The head of the BALCO lab charged with distributing steroids to top athletes vowed on Wednesday to tell all in an upcoming television interview as defense lawyers in the case privately expressed dismay.

Also on Wednesday, U.S. district court Judge Susan Illston said she was inclined to reject defense motions to dismiss charges against BALCO head Victor Conte and three others, although she would allow some hearings into how the government conducted the case.

The judge spoke at a pre-trial hearing at which Conte's lawyer Robert Holley said he did not know in advance that Conte had granted an interview to the ABC News magazine 20/20.

"You didn't know about this?" a surprised Illston asked.

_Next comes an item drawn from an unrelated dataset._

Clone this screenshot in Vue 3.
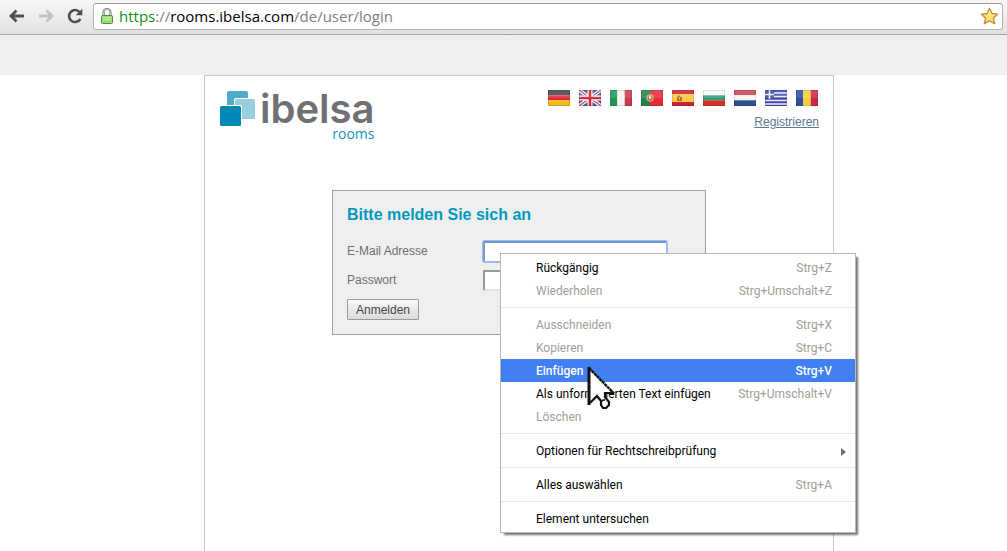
<script setup>
import { ref } from 'vue'

const email = ref('')
const password = ref('')
const url = ref('https://rooms.ibelsa.com/de/user/login')

const languages = [
  { code: 'de', name: 'Deutsch' },
  { code: 'gb', name: 'English' },
  { code: 'it', name: 'Italiano' },
  { code: 'pt', name: 'Português' },
  { code: 'es', name: 'Español' },
  { code: 'bg', name: 'Български' },
  { code: 'nl', name: 'Nederlands' },
  { code: 'gr', name: 'Ελληνικά' },
  { code: 'ro', name: 'Română' }
]

const groups = [
  [
    { label: 'Rückgängig', keys: 'Strg+Z' },
    { label: 'Wiederholen', keys: 'Strg+Umschalt+Z', disabled: true }
  ],
  [
    { label: 'Ausschneiden', keys: 'Strg+X', disabled: true },
    { label: 'Kopieren', keys: 'Strg+C', disabled: true },
    { label: 'Einfügen', keys: 'Strg+V', active: true },
    { label: 'Als unformatierten Text einfügen', keys: 'Strg+Umschalt+V' },
    { label: 'Löschen', disabled: true }
  ],
  [{ label: 'Optionen für Rechtschreibprüfung', submenu: true }],
  [{ label: 'Alles auswählen', keys: 'Strg+A' }],
  [{ label: 'Element untersuchen' }]
]
</script>

<template>
  <div class="window">
    <header class="toolbar">
      <button class="tool" type="button" aria-label="Zurück">
        <svg width="16" height="14" viewBox="0 0 16 14"><path d="M15 7H2.500M7.500 1.500 2 7l5.500 5.500" fill="none" stroke="#505050" stroke-width="2.800" /></svg>
      </button>
      <button class="tool" type="button" aria-label="Vorwärts" disabled>
        <svg width="16" height="14" viewBox="0 0 16 14"><path d="M1 7h12.500M8.500 1.500 14 7l-5.500 5.500" fill="none" stroke="#c3c3c3" stroke-width="2.800" /></svg>
      </button>
      <button class="tool" type="button" aria-label="Neu laden">
        <svg width="16" height="16" viewBox="0 0 16 16"><path d="M12.600 4.100A6 6 0 1 0 13.400 10.800" fill="none" stroke="#505050" stroke-width="2.600" /><path d="M15.300.8v6.500H8.600z" fill="#505050" /></svg>
      </button>
      <div class="address">
        <svg class="lock" width="12" height="16" viewBox="0 0 12 16">
          <path d="M2.500 8V4.500a3.500 3.500 0 0 1 7 0V8" fill="none" stroke="#777" stroke-width="2.200" />
          <path d="M2.500 8V4.500a3.500 3.500 0 0 1 7 0V8" fill="none" stroke="#ddd" stroke-width=".8" />
          <rect x=".5" y="7.500" width="11" height="8" rx="1" fill="#9bdc72" stroke="#4c9140" />
          <path d="M2 9.500h8M2 11.500h8" stroke="#c0efa0" />
        </svg>
        <a class="url" :href="url"><span class="scheme">https</span><span class="dim">://</span>rooms.ibelsa.com<span class="dim">/de/user/login</span></a>
        <button class="star" type="button" aria-label="Lesezeichen">
          <svg width="19" height="18" viewBox="0 0 19 18">
            <defs><linearGradient id="gold" x2="0" y2="1"><stop stop-color="#fff3a0" /><stop offset="1" stop-color="#fbd45c" /></linearGradient></defs>
            <path d="M9.500 1.200 12 6.500l5.800.6-4.300 4 1.200 5.700-5.200-2.900-5.200 2.900 1.200-5.700-4.300-4L7 6.500z" fill="url(#gold)" stroke="#c8893c" stroke-width="1.300" stroke-linejoin="round" />
          </svg>
        </button>
      </div>
    </header>

    <div class="band"></div>

    <main class="page">
      <div class="top">
        <div class="logo">
          <svg class="mark" width="36" height="37" viewBox="0 0 36 37">
            <rect x="7" y="0" width="21" height="21" rx="2" fill="#4eadcb" />
            <rect x="14" y="7" width="22" height="22" rx="2" fill="#fff" />
            <rect x="15" y="8" width="20" height="20" rx="1.500" fill="#98cfe0" />
            <rect x="-1" y="14" width="23" height="23" rx="2" fill="#fff" />
            <rect x="0" y="15" width="21" height="20" rx="1.500" fill="#0089b7" />
          </svg>
          <div class="wordmark">
            <span class="brand">ibelsa</span>
            <span class="product">rooms</span>
          </div>
        </div>
        <div class="side">
          <nav class="flags" aria-label="Sprache">
            <a v-for="l in languages" :key="l.code" class="flag" :href="'#' + l.code" :aria-label="l.name">
              <svg width="22" height="16" viewBox="0 0 22 16">
                <template v-if="l.code === 'de'">
                  <path fill="#444" d="M0 0h22v5.300H0z" /><path fill="#dc2830" d="M0 5.300h22v5H0z" /><path fill="#efbb1c" d="M0 10.300h22V16H0z" />
                </template>
                <template v-else-if="l.code === 'gb'">
                  <path fill="#3d59a5" d="M0 0h22v16H0z" />
                  <path stroke="#fff" stroke-width="3.600" d="m0 0 22 16M22 0 0 16" />
                  <path stroke="#d43a48" stroke-width="1.200" d="m0 0 22 16M22 0 0 16" />
                  <path stroke="#fff" stroke-width="5" d="M11 0v16M0 8h22" />
                  <path stroke="#cf2438" stroke-width="2.600" d="M11 0v16M0 8h22" />
                </template>
                <template v-else-if="l.code === 'it'">
                  <path fill="#259352" d="M0 0h7.300v16H0z" /><path fill="#f4f4f4" d="M7.300 0h7.400v16H7.300z" /><path fill="#c53c4a" d="M14.700 0H22v16h-7.300z" />
                </template>
                <template v-else-if="l.code === 'pt'">
                  <path fill="#20824a" d="M0 0h9v16H0z" /><path fill="#e62a3a" d="M9 0h13v16H9z" />
                  <circle cx="9" cy="8" r="3.200" fill="#c9604a" stroke="#c9b455" stroke-width="1.200" /><path fill="#ddd" d="M8 6h2v3H8z" />
                </template>
                <template v-else-if="l.code === 'es'">
                  <path fill="#ca2338" d="M0 0h22v16H0z" /><path fill="#f9cd40" d="M0 4h22v8H0z" />
                  <path fill="#b66a3c" d="M5 7l2-2 2 2h1v4H5z" /><path fill="#e0b090" d="M7 7h1v3H7z" />
                </template>
                <template v-else-if="l.code === 'bg'">
                  <path fill="#f8f8f8" d="M0 0h22v5.300H0z" /><path fill="#309a77" d="M0 5.300h22v5H0z" /><path fill="#cf3328" d="M0 10.300h22V16H0z" />
                </template>
                <template v-else-if="l.code === 'nl'">
                  <path fill="#c94451" d="M0 0h22v5.300H0z" /><path fill="#f5f5f5" d="M0 5.300h22v5H0z" /><path fill="#2e4f91" d="M0 10.300h22V16H0z" />
                </template>
                <template v-else-if="l.code === 'gr'">
                  <path fill="#3b49a8" d="M0 0h22v16H0z" />
                  <path stroke="#eef" stroke-width="1.500" d="M9 3h13M9 6.500h13M0 10.500h22M0 14h22M4.500 0v9M0 4.500h9" />
                </template>
                <template v-else>
                  <path fill="#2f4e9e" d="M0 0h7.300v16H0z" /><path fill="#f5ce36" d="M7.300 0h7.400v16H7.300z" /><path fill="#c92841" d="M14.700 0H22v16h-7.300z" />
                </template>
                <path fill="#fff" fill-opacity=".13" d="M0 0h22v8H0z" />
                <path fill="none" stroke="#000" stroke-opacity=".1" d="M.5.5h21v15H.5z" />
              </svg>
            </a>
          </nav>
          <a class="register" href="#register">Registrieren</a>
        </div>
      </div>

      <form class="login" @submit.prevent>
        <h1>Bitte melden Sie sich an</h1>
        <div class="row">
          <label for="email">E-Mail Adresse</label>
          <div class="field">
            <input id="email" v-model="email" class="focused" type="text" />
            <div class="menu" role="menu">
              <template v-for="(group, g) in groups" :key="g">
                <hr v-if="g" />
                <button
                  v-for="item in group"
                  :key="item.label"
                  type="button"
                  role="menuitem"
                  class="item"
                  :class="{ active: item.active }"
                  :disabled="item.disabled"
                >
                  <span>{{ item.label }}</span>
                  <span v-if="item.keys" class="keys">{{ item.keys }}</span>
                  <svg v-if="item.submenu" class="arrow" width="5" height="8" viewBox="0 0 5 8"><path d="M0 0v8l5-4z" fill="#707070" /></svg>
                </button>
              </template>
              <svg class="pointer" width="30" height="44" viewBox="0 0 30 44">
                <path d="M2 2v36l8-7 4 8 2 3h3l3-3v-3l-4-6v-2h8z" fill="#fff" />
                <path d="M2 1v38" stroke="#111" stroke-width="3" />
                <path d="m2 2 25 25.500" fill="none" stroke="#111" stroke-width="2.400" stroke-dasharray="3.200 .5" />
                <path d="M27 27h-9v4l4 5v3l-3 3h-3l-2-3v-4l-4-5-7 7" fill="none" stroke="#111" stroke-width="2.200" />
                <path d="m14 36 2-2h2" fill="none" stroke="#111" stroke-width="1.500" />
              </svg>
            </div>
          </div>
        </div>
        <div class="row">
          <label for="password">Passwort</label>
          <div class="field">
            <input id="password" v-model="password" type="password" />
          </div>
        </div>
        <button class="submit" type="submit">Anmelden</button>
      </form>
    </main>
  </div>
</template>

<style>
body {
  margin: 0;
  background: #fff;
}
</style>

<style scoped>
.window {
  display: flex;
  flex-direction: column;
  min-height: 100vh;
  overflow: hidden;
  font: 12px/16px "Liberation Sans", Arial, sans-serif;
  color: #707070;
}
button {
  font: inherit;
}
svg {
  display: block;
}
.toolbar {
  display: flex;
  align-items: center;
  box-sizing: border-box;
  height: 35px;
  padding: 0 4px 2px 2px;
  border-bottom: 1px solid #a6a6a6;
  background: linear-gradient(#f7f7f7, #e2e2e2);
}
.tool {
  display: flex;
  align-items: center;
  justify-content: center;
  width: 29px;
  height: 28px;
  padding: 0;
  border: 0;
  background: none;
}
.address {
  display: flex;
  flex: 1;
  align-items: center;
  box-sizing: border-box;
  height: 27px;
  margin-left: 4px;
  padding: 0 3px 0 7px;
  border: 1px solid #b4b4b4;
  border-top-color: #9c9c9c;
  border-radius: 3px;
  background: #fff;
}
.url {
  flex: 1;
  margin-left: 6px;
  font: 15px/22px "Open Sans", "Noto Sans", sans-serif;
  color: #000;
  text-decoration: none;
}
.scheme {
  color: #0b9310;
}
.dim {
  color: #808080;
}
.star {
  padding: 0;
  border: 0;
  background: none;
}
.band {
  height: 40px;
  background: #efefef;
}
.page {
  flex: 1;
  margin: 0 173px 0 204px;
  border: 1px solid #c8c8c8;
  border-bottom: 0;
}
.top {
  display: flex;
  justify-content: space-between;
  height: 114px;
  padding: 0 14px 0 15px;
}
.logo {
  display: flex;
  gap: 4px;
}
.mark {
  margin-top: 15px;
}
.wordmark {
  display: flex;
  flex-direction: column;
  align-items: flex-end;
  padding-top: 14px;
}
.brand {
  font: 600 40px/38px Inter, "Open Sans", sans-serif;
  color: #6f7173;
}
.product {
  font: 14px/12px "Open Sans", sans-serif;
  color: #1793b8;
}
.side {
  display: flex;
  flex-direction: column;
  align-items: flex-end;
  gap: 8px;
  padding-top: 14px;
}
.flags {
  display: flex;
  gap: 9px;
  padding-right: 1px;
}
.register {
  color: #5d7892;
}
.login {
  max-width: 344px;
  margin: 0 auto;
  padding: 14px;
  border: 1px solid #a0a0a0;
  background: #efefef;
}
h1 {
  margin: 0 0 16px;
  font-size: 16px;
  line-height: 20px;
  color: #0099bc;
}
.row {
  display: grid;
  grid-template-columns: 136px 184px;
  align-items: start;
  margin-bottom: 8px;
}
label {
  line-height: 20px;
}
.field {
  position: relative;
}
.field input {
  display: block;
  box-sizing: border-box;
  width: 100%;
  height: 21px;
  padding: 1px;
  border: 2px solid #e4e4e4;
  border-top-color: #999;
  border-left-color: #999;
  outline: 0;
  background: #fff;
}
.field input.focused {
  border-width: 2px 1px 1px 2px;
  border-color: #7795cf #98bbf5 #98bbf5 #8199c4;
  border-radius: 2px;
  box-shadow: 0 0 0 1px #98bbf5;
}
.submit {
  height: 21px;
  padding: 0 8px;
  border: 1px solid #9a9a9a;
  border-radius: 1px;
  background: linear-gradient(#f8f8f8, #dcdcdc);
  color: #444;
}
.menu {
  position: absolute;
  z-index: 1;
  top: 12px;
  left: 17px;
  box-sizing: border-box;
  width: 356px;
  padding: 2px 0;
  border: 1px solid #b8b8b8;
  background: #fff;
  box-shadow: 3px 3px 2px -1px rgba(0, 0, 0, 0.55);
  font: 12px/21px Roboto, "Open Sans", sans-serif;
}
.item {
  display: flex;
  align-items: center;
  justify-content: space-between;
  box-sizing: border-box;
  width: 100%;
  height: 23px;
  padding: 2px 23px 0 35px;
  border: 0;
  background: none;
  color: #000;
  text-align: left;
  white-space: nowrap;
}
.item:disabled,
.keys {
  color: #a0a098;
}
.item.active {
  background: #4080f3;
  color: #fff;
  font-weight: 500;
}
.item.active .keys {
  color: #fff;
}
.arrow {
  margin-right: -14px;
}
hr {
  height: 1px;
  margin: 5px 0;
  border: 0;
  background: #e6e6e6;
}
.pointer {
  position: absolute;
  top: 112px;
  left: 86px;
}
</style>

"I didn't even know about it until I read about it in the paper," Holley told the court, suggesting some tension with his high-profile client.

Outside the court, without his lawyer, Conte issued a short statement which amounted to a promotion for the Friday broadcast.

"I'm soon going to tell the truth as I know it," Conte told reporters, referring to the Friday 20/20 broadcast. "The world deserves to know the truth about performance-enhancing drugs."

LAWYERS SURPRISED

Defense lawyers typically instruct their clients to stay silent in public, lest their statements be used against them at trial. Several lawyers on the case privately expressed surprise and annoyance at his decision to speak out.

Last month Conte issued a toughly worded statement to Reuters condemning the government's conduct in the case, but he has not named names in public. Alyssa Ziegler Apple, a spokeswoman for 20/20, said Conte would do so on Friday.

Conte's complaints about how investigators conducted searches was the focus of several motions to dismiss the case.

"My preliminary view is to deny everything," Illston said, adding the exception of evidentiary hearings on issues such as whether the defendants were read their rights and had proper access to search warrants.

Federal prosecutor Jeff Nedrow acknowledged that agents did not give copies of search warrants upon their arrival, but said the action was not conducted in deliberate bad faith that would require evidence to be excluded.

Nedrow also said that Conte had acted with "incredible audacity" to complain about excessive pre-trial publicity and then grant a national television interview.

The one-time professional bass player arrived at court in a black stretch limousine which he said was provided by ABC. Judge Illston said she hoped the case would go to trial in March.